Mahmut is working on the SoapLab server environment for porting services to the new London Data Centres. EMBOSS 6.3.1 is deployed on the staging server, using the latest SoapLab version including modifications to exclude debugging output from the log files.

3. New developments

3.1 Database configuration files

Peter has extended the database and server fields by adding 5 new fields to match the definitions in DRCAT. These are:
taxon
The NCBI taxon identifier
edamdat
The EDAM datatype term
edamfmt
The EDAM data format term
edamid
The EDAM identifier term
edamres
The EDAM resource term

In discussions, Peter proposed extending the database and server configuration parser and internals to allow multiple definitions of certain fields. In addition to the above fields, a new 'field' attribute would be very useful to define individual query fields, superseding the current 'fields:' attribute which simply lists available fields. The 'field:' attribute could include alternative field names, common in SRS and possibly used by other access methods.

As each attribute will define a single item, there is then scope to add a documentation string after some delimiter which could be ignored internally but used to document the taxon name, EDAM term name, or field description.

3.2 Access methods

Mahmut has updated the Eb-eye cachefile generation code top distinguish searchable and retrievable fields.

Mahmut has updated the DAS cachefile generation to include the taxon identifier of the coordinate system as a 'taxon:' attribute.

3.3 EDAM

Jon reported on the recent EDAM workshop in Amsterdam. EDAM may be supplemented by terms from ChEBI, GO and SO. Use of EDAM will be easier if the EDAM: prefix is routinely used when referring to EDAM terms.

Jon has added a regular expression to define the syntax of identifier terms. This can go very deep, for example species-specific identifiers in Ensembl. EMBOSS needs a source of these, but perhaps it is too detailed for EDAM. The regular expressions were taken from MIRIAM. Further databases have been added to DRCAT, and their identifier terms added to EDAM.

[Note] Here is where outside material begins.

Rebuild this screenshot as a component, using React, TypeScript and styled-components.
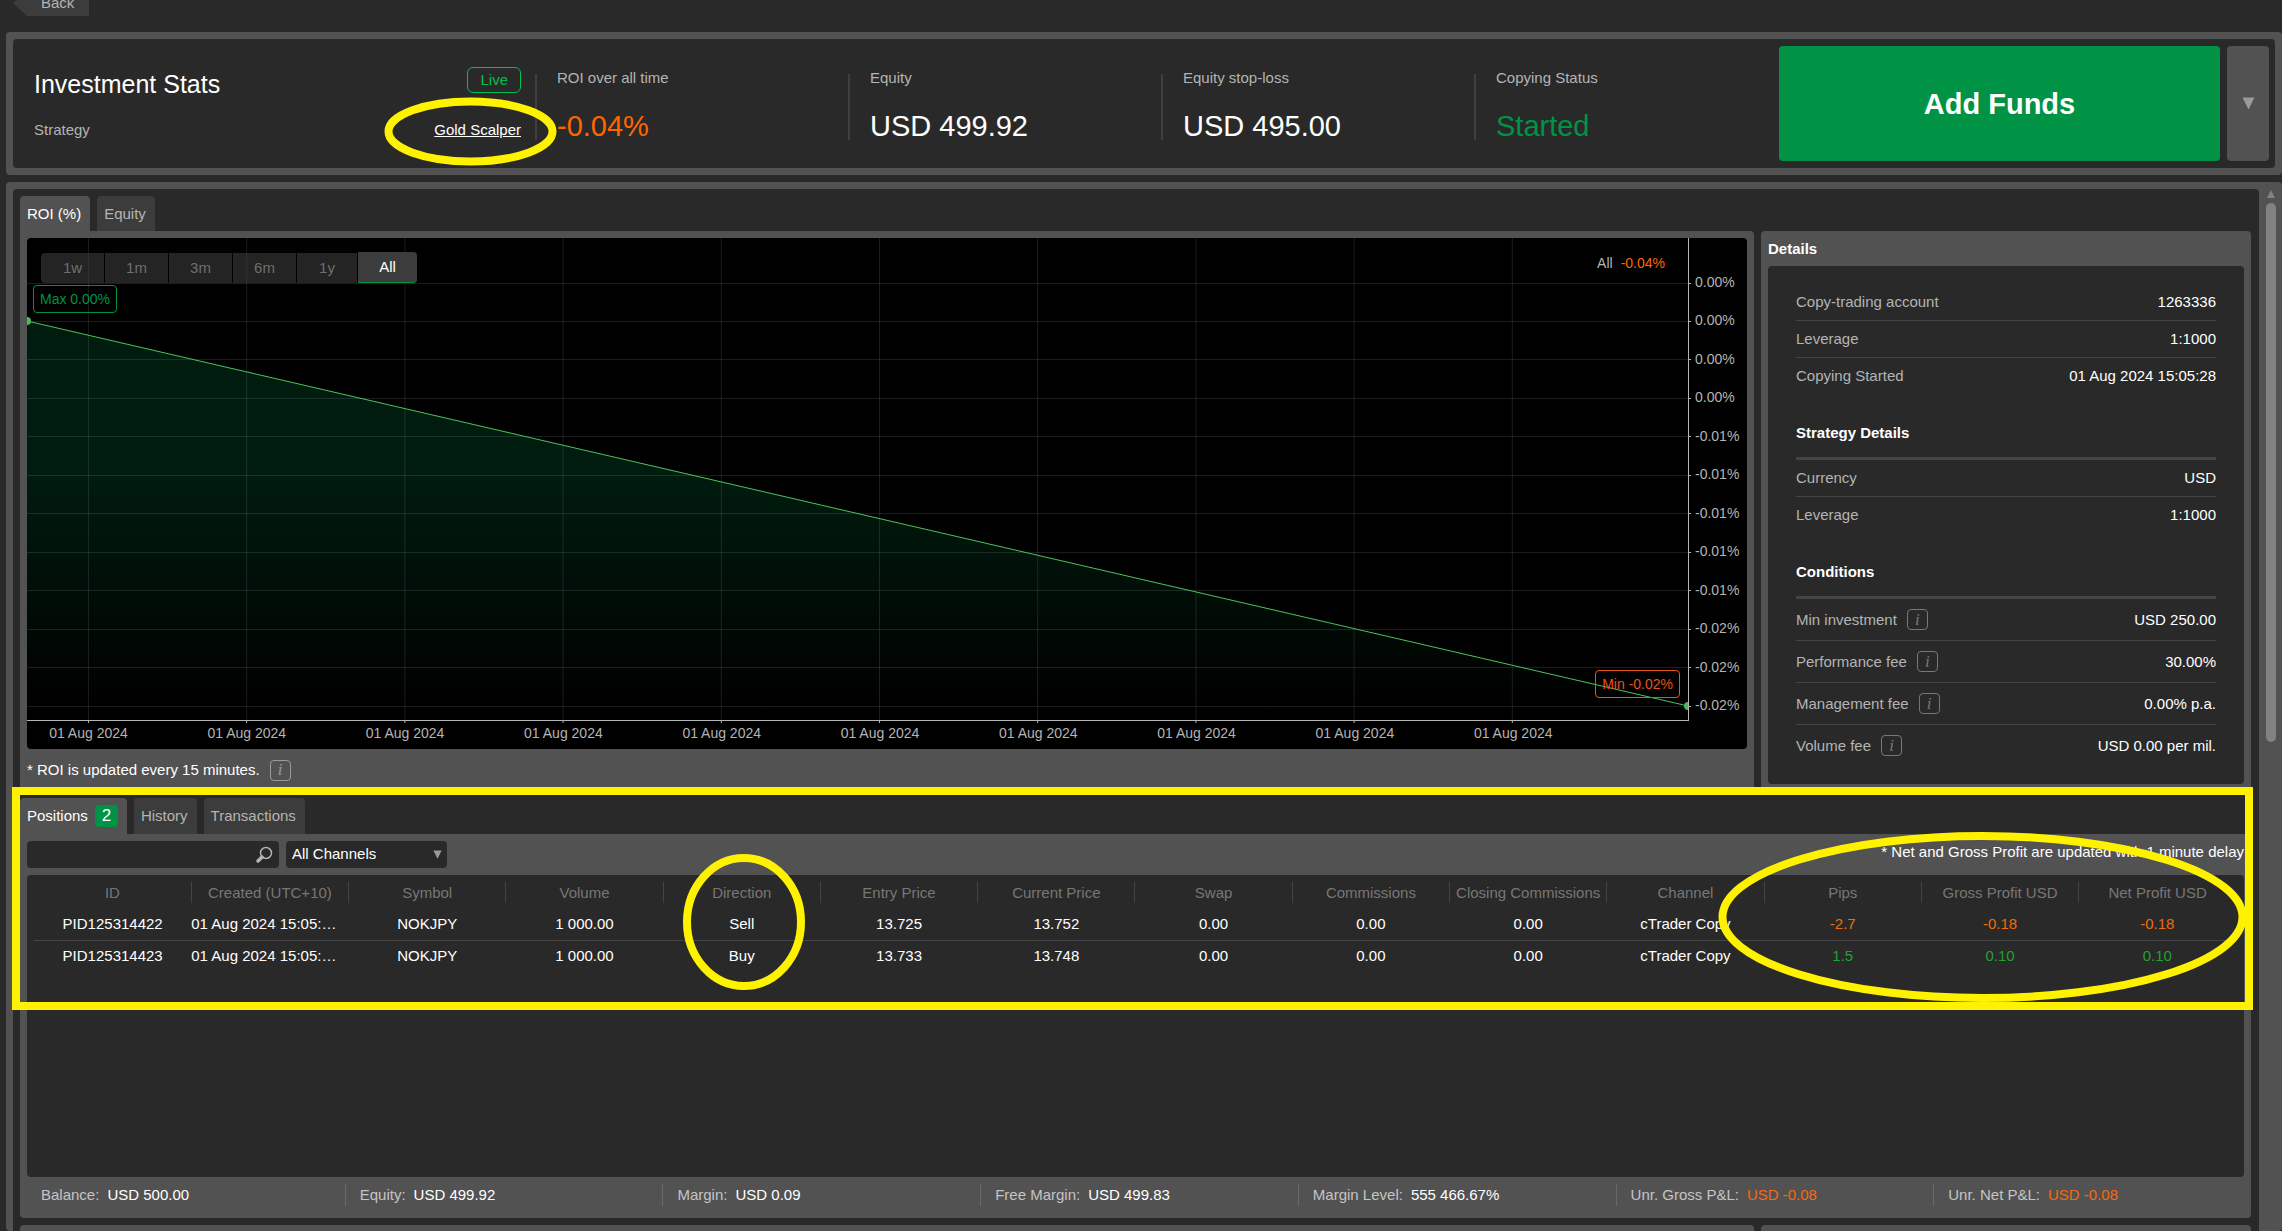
import React from "react";
import styled, { createGlobalStyle, css } from "styled-components";

const dark = "#292929";
const grey = "#525252";
const green = "#009345";
const orange = "#ff6600";

const Global = createGlobalStyle`
  *, *::before, *::after { box-sizing: border-box; }
  html, body { margin: 0; background: ${dark}; height: 100%; overflow: hidden; }
  #root { height: 100%; }
  body, button, input, select, table {
    font-family: "Liberation Sans", Arial, sans-serif;
    font-size: 15px;
    line-height: 18px;
  }
  button, input, select { border: 0; padding: 0; margin: 0; }
  h1, h2, h3, p, dl, dd { margin: 0; }
`;

const Page = styled.div`
  position: relative;
  height: 100%;
  overflow: hidden;
  display: flex;
  flex-direction: column;
  padding-left: 6px;
  color: #fff;
  background: ${dark};
`;

const TopBar = styled.div`
  height: 32px;
  flex: none;
  padding-left: 7px;
  display: flex;
  align-items: flex-start;
`;

const BackButton = styled.button`
  height: 16px;
  width: 76px;
  padding: 0 14px 4px 28px;
  display: flex;
  align-items: flex-end;
  line-height: 18px;
  color: #b4b4b4;
  background: #3c3c3c;
  clip-path: polygon(14px 100%, 0 3px, 3px 0, 100% 0, 100% 100%);
`;

const Frame = styled.section`
  background: ${grey};
  border-radius: 4px;
  padding: 7px;
`;

const Header = styled.div`
  background: ${dark};
  border-radius: 4px;
  height: 129px;
  padding: 7px 6px 7px 7px;
  display: flex;
  gap: 7px;
`;

const Summary = styled.div`
  flex: 1;
  display: grid;
  grid-template-columns: 515fr 313fr 313fr 313fr 305fr 441fr;
`;

const Intro = styled.div`
  padding: 20px 14px 0;
  display: flex;
  flex-direction: column;
  gap: 27px;
`;

const IntroLine = styled.div`
  display: flex;
  justify-content: space-between;
  align-items: center;
  color: #b4b4b4;
  height: 28px;

  & + & { height: 18px; }
`;

const Title = styled.h1`
  font-size: 25px;
  line-height: 36px;
  font-weight: 400;
  color: #fff;
  padding-top: 8px;
`;

const LiveBadge = styled.span`
  border: 1px solid #00c04f;
  color: #00c04f;
  border-radius: 6px;
  padding: 3px 12px;
  line-height: 18px;
`;

const StrategyLink = styled.a`
  color: #fff;
`;

const Stat = styled.div`
  margin: 28px 0 21px;
  padding-left: 20px;
  border-left: 2px solid #3f3f3f;
`;

const StatLabel = styled.div`
  color: #b4b4b4;
  line-height: 18px;
  margin-top: -5px;
`;

const StatValue = styled.div<{ $color?: string }>`
  font-size: 29px;
  line-height: 28px;
  margin-top: 25px;
  color: ${(p) => p.$color || "#fff"};
`;

const AddFunds = styled.button`
  background: ${green};
  color: #fff;
  border-radius: 4px;
  font-size: 29px;
  line-height: 34px;
  font-weight: 700;
`;

const MoreButton = styled.button`
  width: 42px;
  border-radius: 4px;
  background: ${grey};
  display: flex;
  align-items: center;
  justify-content: center;
`;

const Workspace = styled(Frame)`
  flex: 1;
  min-height: 0;
  margin-top: 7px;
  padding: 7px 6px 0 7px;
  display: flex;
  gap: 7px;
`;

const Scroller = styled.div`
  flex: 1;
  min-width: 0;
  background: ${dark};
  border-radius: 4px 4px 0 0;
  padding: 7px 8px 0 7px;
  overflow: hidden;
`;

const ScrollBar = styled.div`
  width: 10px;
  display: flex;
  flex-direction: column;
  align-items: center;
  gap: 5px;
`;

const ScrollThumb = styled.div`
  width: 10px;
  height: 539px;
  border-radius: 5px;
  background: #828282;
`;

const Tabs = styled.div`
  display: flex;
  gap: 7px;
`;

const Tab = styled.button<{ $active?: boolean; $tall?: boolean }>`
  height: ${(p) => (p.$tall ? 36 : 35)}px;
  padding: 0 9px 0 7px;
  border-radius: 4px 4px 0 0;
  display: flex;
  align-items: center;
  gap: 7px;
  background: ${(p) => (p.$active ? grey : "#3c3c3c")};
  color: ${(p) => (p.$active ? "#fff" : "#b4b4b4")};
`;

const Count = styled.span`
  background: ${green};
  border-radius: 4px;
  width: 23px;
  font-size: 17px;
  line-height: 22px;
  text-align: center;
`;

const Columns = styled.div`
  display: grid;
  grid-template-columns: minmax(0, 1734fr) minmax(0, 490fr);
  gap: 7px;
`;

const Card = styled.div<{ $squareCorner?: boolean }>`
  background: ${grey};
  border-radius: ${(p) => (p.$squareCorner ? "0 4px 4px 4px" : "4px")};
  padding: 7px;
`;

const ChartBox = styled.div`
  position: relative;
  background: #000;
  border-radius: 4px;
  height: 511px;
  overflow: hidden;
`;

const PlotRow = styled.div`
  display: flex;
  height: 483px;
`;

const Plot = styled.svg`
  flex: 1;
  min-width: 0;
  height: 483px;
  overflow: visible;
  border-right: 1px solid #b4b4b4;
  border-bottom: 1px solid #b4b4b4;
`;

const YAxis = styled.div`
  width: 58px;
  padding: 36px 0 8px 6px;
  display: flex;
  flex-direction: column;
  justify-content: space-between;
  font-size: 14px;
  line-height: 16px;
  color: #b4b4b4;
`;

const XAxis = styled.svg`
  display: block;
  width: calc(100% - 58px);
  height: 28px;
  font-size: 14px;
  fill: #b4b4b4;
`;

const Ranges = styled.div`
  position: absolute;
  left: 14px;
  top: 14px;
  display: flex;
  align-items: flex-end;
  gap: 1px;
`;

const RangeButton = styled.button<{ $active?: boolean }>`
  height: 30px;
  width: 63px;
  background: rgba(60, 60, 60, 0.6);
  color: #6f6f6f;

  &:first-child { border-radius: 4px 0 0 4px; }
  &:nth-child(5) { width: 60px; }

  ${(p) =>
    p.$active &&
    css`
      width: 59px;
      height: 31px;
      background: #3c3c3c;
      color: #fff;
      border-bottom: 1px solid ${green};
      border-radius: 0 4px 4px 0;
    `}
`;

const ChartBadge = styled.div<{ $low?: boolean }>`
  position: absolute;
  font-size: 14px;
  line-height: 16px;
  padding: 5px 6px;
  border-radius: 4px;
  border: 1px solid;
  ${(p) =>
    p.$low
      ? css`
          right: 67px;
          top: 432px;
          color: #e8541e;
        `
      : css`
          left: 6px;
          top: 47px;
          color: ${green};
        `}
`;

const RangeResult = styled.div`
  position: absolute;
  right: 82px;
  top: 17px;
  font-size: 14px;
  line-height: 16px;
  color: #b4b4b4;
  display: flex;
  gap: 8px;

  strong { font-weight: 400; color: ${orange}; }
`;

const Note = styled.div`
  display: flex;
  align-items: center;
  gap: 10px;
  height: 35px;
  padding-top: 7px;
`;

const InfoBox = styled.button<{ $light?: boolean }>`
  width: 21px;
  height: 21px;
  border: 1px solid ${(p) => (p.$light ? "#9a9a9a" : "#777")};
  border-radius: 4px;
  background: transparent;
  color: ${(p) => (p.$light ? "#9a9a9a" : "#777")};
  font: italic 17px/18px "Liberation Serif", "Times New Roman", serif;
`;

const DetailsTitle = styled.h2`
  font-size: 15px;
  line-height: 18px;
  padding: 2px 0 8px;
`;

const DetailsBox = styled.div`
  background: ${dark};
  border-radius: 4px;
  height: 518px;
  padding: 18px 28px 0;
`;

const GroupTitle = styled.h3`
  font-size: 15px;
  line-height: 18px;
  margin-top: 30px;
  padding-bottom: 15px;
  border-bottom: 3px solid #444;
`;

const Pair = styled.div<{ $tall?: boolean }>`
  display: flex;
  justify-content: space-between;
  align-items: center;
  height: ${(p) => (p.$tall ? 41 : 36)}px;

  &:not(:first-child) {
    height: ${(p) => (p.$tall ? 42 : 37)}px;
    border-top: 1px solid #444;
  }
`;

const Term = styled.dt`
  display: flex;
  align-items: center;
  gap: 10px;
  color: #b4b4b4;
`;

const Positions = styled.div`
  margin-top: 7px;
`;

const Toolbar = styled.div`
  display: flex;
  gap: 7px;
  margin-bottom: 7px;
`;

const SearchBox = styled.label`
  width: 252px;
  height: 27px;
  border-radius: 4px;
  background: ${dark};
  display: flex;
  align-items: center;
  padding: 0 6px;
`;

const SearchInput = styled.input`
  flex: 1;
  min-width: 0;
  background: transparent;
  color: #fff;
`;

const SelectWrap = styled.div`
  width: 161px;
  height: 27px;
  border-radius: 4px;
  background: ${dark};
  display: flex;
  align-items: center;
  padding: 0 5px 1px 6px;
`;

const Select = styled.select`
  appearance: none;
  flex: 1;
  background: transparent;
  color: #fff;
`;

const DelayNote = styled.p`
  margin-left: auto;
  line-height: 22px;
`;

const TableBox = styled.div`
  height: 302px;
  border-radius: 4px;
  background: ${dark};
  padding: 7px 8px 0 7px;
`;

const Table = styled.table`
  width: 100%;
  table-layout: fixed;
  border-collapse: collapse;
`;

const HeadCell = styled.th`
  height: 21px;
  padding: 0;
  font-weight: 400;
  color: #777;
  white-space: nowrap;

  & + & { border-left: 1px solid #444; }
`;

const BodyRow = styled.tr`
  & + & { border-top: 1px solid #444; }
`;

const Cell = styled.td<{ $color?: string; $start?: boolean }>`
  height: 32px;
  padding: 0;
  text-align: ${(p) => (p.$start ? "left" : "center")};
  white-space: nowrap;
  color: ${(p) => p.$color || "#fff"};
`;

const Spacer = styled.tr`
  height: 5px;
  td { padding: 0; }
`;

const Totals = styled.div`
  display: grid;
  grid-template-columns: repeat(7, 1fr);
  margin-right: -7px;
  padding: 7px 0 5px;
`;

const Total = styled.div`
  height: 22px;
  padding-left: 14px;
  display: flex;
  align-items: center;
  gap: 8px;
  color: #c4c4c4;

  & + & { border-left: 1px solid #6a6a6a; }
`;

const TotalValue = styled.span<{ $loss?: boolean }>`
  color: ${(p) => (p.$loss ? "#f26a11" : "#fff")};
`;

const NextRow = styled(Columns)`
  margin-top: 7px;
`;

const Marks = styled.svg`
  position: absolute;
  left: 0;
  top: 0;
  pointer-events: none;
  fill: none;
  stroke: #fff200;
  stroke-width: 8;
`;

const Down = ({ size = 13 }: { size?: number }) => (
  <svg width={size} height={size} viewBox="0 0 12 12" aria-hidden="true">
    <path d="M0.5 0.5H11.5L6 11.5Z" fill="#9a9a9a" />
  </svg>
);

const stats = [
  { label: "ROI over all time", value: "-0.04%", color: orange },
  { label: "Equity", value: "USD 499.92" },
  { label: "Equity stop-loss", value: "USD 495.00" },
  { label: "Copying Status", value: "Started", color: green },
];

const yLabels = ["0.00%", "0.00%", "0.00%", "0.00%", "-0.01%", "-0.01%", "-0.01%", "-0.01%", "-0.01%", "-0.02%", "-0.02%", "-0.02%"];
const yLines = yLabels.map((_, i) => Math.floor(45 + (i * 423) / 11) + 0.5);
const xShares = Array.from({ length: 10 }, (_, i) => `${((61.5 + i * 158.3) / 1662) * 100}%`);

const groups = [
  {
    rows: [
      ["Copy-trading account", "1263336"],
      ["Leverage", "1:1000"],
      ["Copying Started", "01 Aug 2024 15:05:28"],
    ],
  },
  { title: "Strategy Details", rows: [["Currency", "USD"], ["Leverage", "1:1000"]] },
  {
    title: "Conditions",
    info: true,
    rows: [
      ["Min investment", "USD 250.00"],
      ["Performance fee", "30.00%"],
      ["Management fee", "0.00% p.a."],
      ["Volume fee", "USD 0.00 per mil."],
    ],
  },
];

const heads = ["ID", "Created (UTC+10)", "Symbol", "Volume", "Direction", "Entry Price", "Current Price", "Swap", "Commissions", "Closing Commissions", "Channel", "Pips", "Gross Profit USD", "Net Profit USD"];
const positions = [
  ["PID125314422", "01 Aug 2024 15:05:…", "NOKJPY", "1 000.00", "Sell", "13.725", "13.752", "0.00", "0.00", "0.00", "cTrader Copy", "-2.7", "-0.18", "-0.18"],
  ["PID125314423", "01 Aug 2024 15:05:…", "NOKJPY", "1 000.00", "Buy", "13.733", "13.748", "0.00", "0.00", "0.00", "cTrader Copy", "1.5", "0.10", "0.10"],
];
const totals = [
  ["Balance:", "USD 500.00"],
  ["Equity:", "USD 499.92"],
  ["Margin:", "USD 0.09"],
  ["Free Margin:", "USD 499.83"],
  ["Margin Level:", "555 466.67%"],
  ["Unr. Gross P&L:", "USD -0.08"],
  ["Unr. Net P&L:", "USD -0.08"],
];

const profitColor = (value: string, column: number) =>
  column < 11 ? undefined : value.startsWith("-") ? "#f26a11" : "#22a132";

function Chart() {
  return (
    <ChartBox>
      <PlotRow>
        <Plot>
          <defs>
            <linearGradient id="area" x1="0" y1="0" x2="0" y2="1">
              <stop offset="0" stopColor="#001c0e" />
              <stop offset="0.4" stopColor="#001c0e" />
              <stop offset="1" stopColor="#000" />
            </linearGradient>
          </defs>
          <svg width="100%" height="482" viewBox="0 0 1662 482" preserveAspectRatio="none">
            <path d="M0 83L1662 468H0Z" fill="url(#area)" />
          </svg>
          {xShares.map((x) => (
            <React.Fragment key={x}>
              <line x1={x} x2={x} y1="0" y2="482" stroke="#dfe4ff" strokeOpacity="0.12" />
              <line x1={x} x2={x} y1="483" y2="485" stroke="#b4b4b4" />
            </React.Fragment>
          ))}
          {yLines.map((y) => (
            <React.Fragment key={y}>
              <line x1="0" x2="100%" y1={y} y2={y} stroke="#dfe4ff" strokeOpacity="0.12" />
              <rect x="100%" y={y - 0.5} width="3" height="1" fill="#b4b4b4" />
            </React.Fragment>
          ))}
          <svg width="100%" height="482">
            <line x1="0" y1="83" x2="100%" y2="468" stroke="#4cc35c" />
            <circle cx="0" cy="83" r="4" fill="#4cb85a" />
            <circle cx="100%" cy="468" r="4" fill="#4cb85a" />
          </svg>
        </Plot>
        <YAxis>
          {yLabels.map((label, i) => (
            <span key={i}>{label}</span>
          ))}
        </YAxis>
      </PlotRow>
      <XAxis>
        {xShares.map((x) => (
          <text key={x} x={x} y="17" textAnchor="middle">01 Aug 2024</text>
        ))}
      </XAxis>
      <Ranges>
        {["1w", "1m", "3m", "6m", "1y", "All"].map((r) => (
          <RangeButton key={r} $active={r === "All"}>{r}</RangeButton>
        ))}
      </Ranges>
      <ChartBadge>Max 0.00%</ChartBadge>
      <ChartBadge $low>Min -0.02%</ChartBadge>
      <RangeResult>
        All <strong>-0.04%</strong>
      </RangeResult>
    </ChartBox>
  );
}

export default function App() {
  return (
    <Page>
      <Global />
      <TopBar>
        <BackButton>Back</BackButton>
      </TopBar>
      <Frame>
        <Header>
          <Summary>
            <Intro>
              <IntroLine>
                <Title>Investment Stats</Title>
                <LiveBadge>Live</LiveBadge>
              </IntroLine>
              <IntroLine>
                <span>Strategy</span>
                <StrategyLink href="#strategy">Gold Scalper</StrategyLink>
              </IntroLine>
            </Intro>
            {stats.map((s) => (
              <Stat key={s.label}>
                <StatLabel>{s.label}</StatLabel>
                <StatValue $color={s.color}>{s.value}</StatValue>
              </Stat>
            ))}
            <AddFunds>Add Funds</AddFunds>
          </Summary>
          <MoreButton aria-label="More actions">
            <Down />
          </MoreButton>
        </Header>
      </Frame>
      <Workspace>
        <Scroller>
          <Tabs>
            <Tab $active>ROI (%)</Tab>
            <Tab>Equity</Tab>
          </Tabs>
          <Columns>
            <Card $squareCorner>
              <Chart />
              <Note>
                * ROI is updated every 15 minutes.
                <InfoBox $light aria-label="About ROI">i</InfoBox>
              </Note>
            </Card>
            <Card>
              <DetailsTitle>Details</DetailsTitle>
              <DetailsBox>
                {groups.map((g, n) => (
                  <React.Fragment key={n}>
                    {g.title && <GroupTitle>{g.title}</GroupTitle>}
                    <dl>
                      {g.rows.map(([term, value]) => (
                        <Pair key={term} $tall={g.info}>
                          <Term>
                            {term}
                            {g.info && <InfoBox aria-label={`About ${term}`}>i</InfoBox>}
                          </Term>
                          <dd>{value}</dd>
                        </Pair>
                      ))}
                    </dl>
                  </React.Fragment>
                ))}
              </DetailsBox>
            </Card>
          </Columns>
          <Positions>
            <Tabs>
              <Tab $active $tall>
                Positions <Count>2</Count>
              </Tab>
              <Tab $tall>History</Tab>
              <Tab $tall>Transactions</Tab>
            </Tabs>
            <Card $squareCorner>
              <Toolbar>
                <SearchBox>
                  <SearchInput type="text" aria-label="Search positions" />
                  <svg width="18" height="18" viewBox="0 0 18 18" aria-hidden="true">
                    <circle cx="11" cy="7" r="5.5" fill="none" stroke="#b4b4b4" strokeWidth="1.5" />
                    <path d="M7 11L3 15" stroke="#b4b4b4" strokeWidth="3.5" strokeLinecap="round" />
                  </svg>
                </SearchBox>
                <SelectWrap>
                  <Select aria-label="Channel">
                    <option>All Channels</option>
                  </Select>
                  <Down size={9} />
                </SelectWrap>
                <DelayNote>* Net and Gross Profit are updated with 1 minute delay</DelayNote>
              </Toolbar>
              <TableBox>
                <Table>
                  <thead>
                    <tr>
                      {heads.map((h) => (
                        <HeadCell key={h}>{h}</HeadCell>
                      ))}
                    </tr>
                  </thead>
                  <tbody>
                    <Spacer>
                      <td colSpan={14} />
                    </Spacer>
                  </tbody>
                  <tbody>
                    {positions.map((row) => (
                      <BodyRow key={row[0]}>
                        {row.map((value, i) => (
                          <Cell key={i} $start={i === 1} $color={profitColor(value, i)}>
                            {value}
                          </Cell>
                        ))}
                      </BodyRow>
                    ))}
                  </tbody>
                </Table>
              </TableBox>
              <Totals>
                {totals.map(([label, value]) => (
                  <Total key={label}>
                    {label}
                    <TotalValue $loss={value.includes("-")}>{value}</TotalValue>
                  </Total>
                ))}
              </Totals>
            </Card>
          </Positions>
          <NextRow>
            <Card />
            <Card />
          </NextRow>
        </Scroller>
        <ScrollBar>
          <svg width="10" height="9" viewBox="0 0 10 9" aria-hidden="true">
            <path d="M5 1L9 9H1Z" fill="#828282" />
          </svg>
          <ScrollThumb />
        </ScrollBar>
      </Workspace>
      <Marks width="2282" height="1231" aria-hidden="true">
        <ellipse cx="470.5" cy="131.5" rx="82" ry="30" />
        <rect x="16" y="791" width="2233" height="215" />
        <ellipse cx="744" cy="922" rx="57" ry="64" />
        <ellipse cx="1982.5" cy="917" rx="260" ry="81" />
      </Marks>
    </Page>
  );
}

Peter suggested formally defining the regular expressions as "perl-compatible" which fits the library used by EMBOSS and avoids confusion over the various regular expression standards.

Jon reported that that Matus Kalas has added many new EDAM format terms, covering XML formats in detail.

Peter will review the EDAM format terms and add them to the EMBOSS internal lists of input and output formats.

Jon reported that EDAM terms have been cleaned to refer to one core type (e.g. sequence, sequence alignment and sequence features) with one 'official' standard format.

Jon and Peter discussed the possibility of splitting EDAM identifier terms into a separate name space. This can wait for a future EDAM update.

Jon outlined recent developments in the BioNemus WSDL editor which may use EDAM, but which needs additional syntax information.

3.4 DRCAT

Jon has added missing EDAM annotations to DRCAT. The DRCAT update will be completed next week.

Peter has added 'Taxon' lines to DRCAT. Many were easy to do, the only ones in need of checking are those for oncology databases which were assumed to be Human but there was no clear indication in the DRCAT entry annotation.

EBI External Services have asked Jon to include PubMed IDs in the DRCAT entry. These can be easily added at least for data resources in the NAR special issues.

3.5 Other

At the DAS workshop held last week at EBI, Peter and Mahmut gave a talk on the status of DAS client implementation in EMBOSS as an access method for sequences and features.

4. Administration

Michael would like to update the EMBOSS Wiki. Unfortunately, his unused account was one of those disabled after recent spamming attempts by newly created users.

4.1 Open-Bio

Open-Bio is running out of space for the EMBOSS anonymous CVS server.

There have also been recent problems with availability of the EMBOSS FTP server.

5. Documentation and Training

5.1 Books

Jon will contact CUP to request return of the typesetter's annotations for the developers' guide so that corrections can be included in the source code annotation.

6. User queries and answers

All done.

7. AOB

Jon will go to a SWO (software ontology) workshop in Manchester at the end of March to discuss collaborations between SWO and EDAM.

8. Date Of Next Meeting

The next EMBOSS meeting will be on Monday 14th March.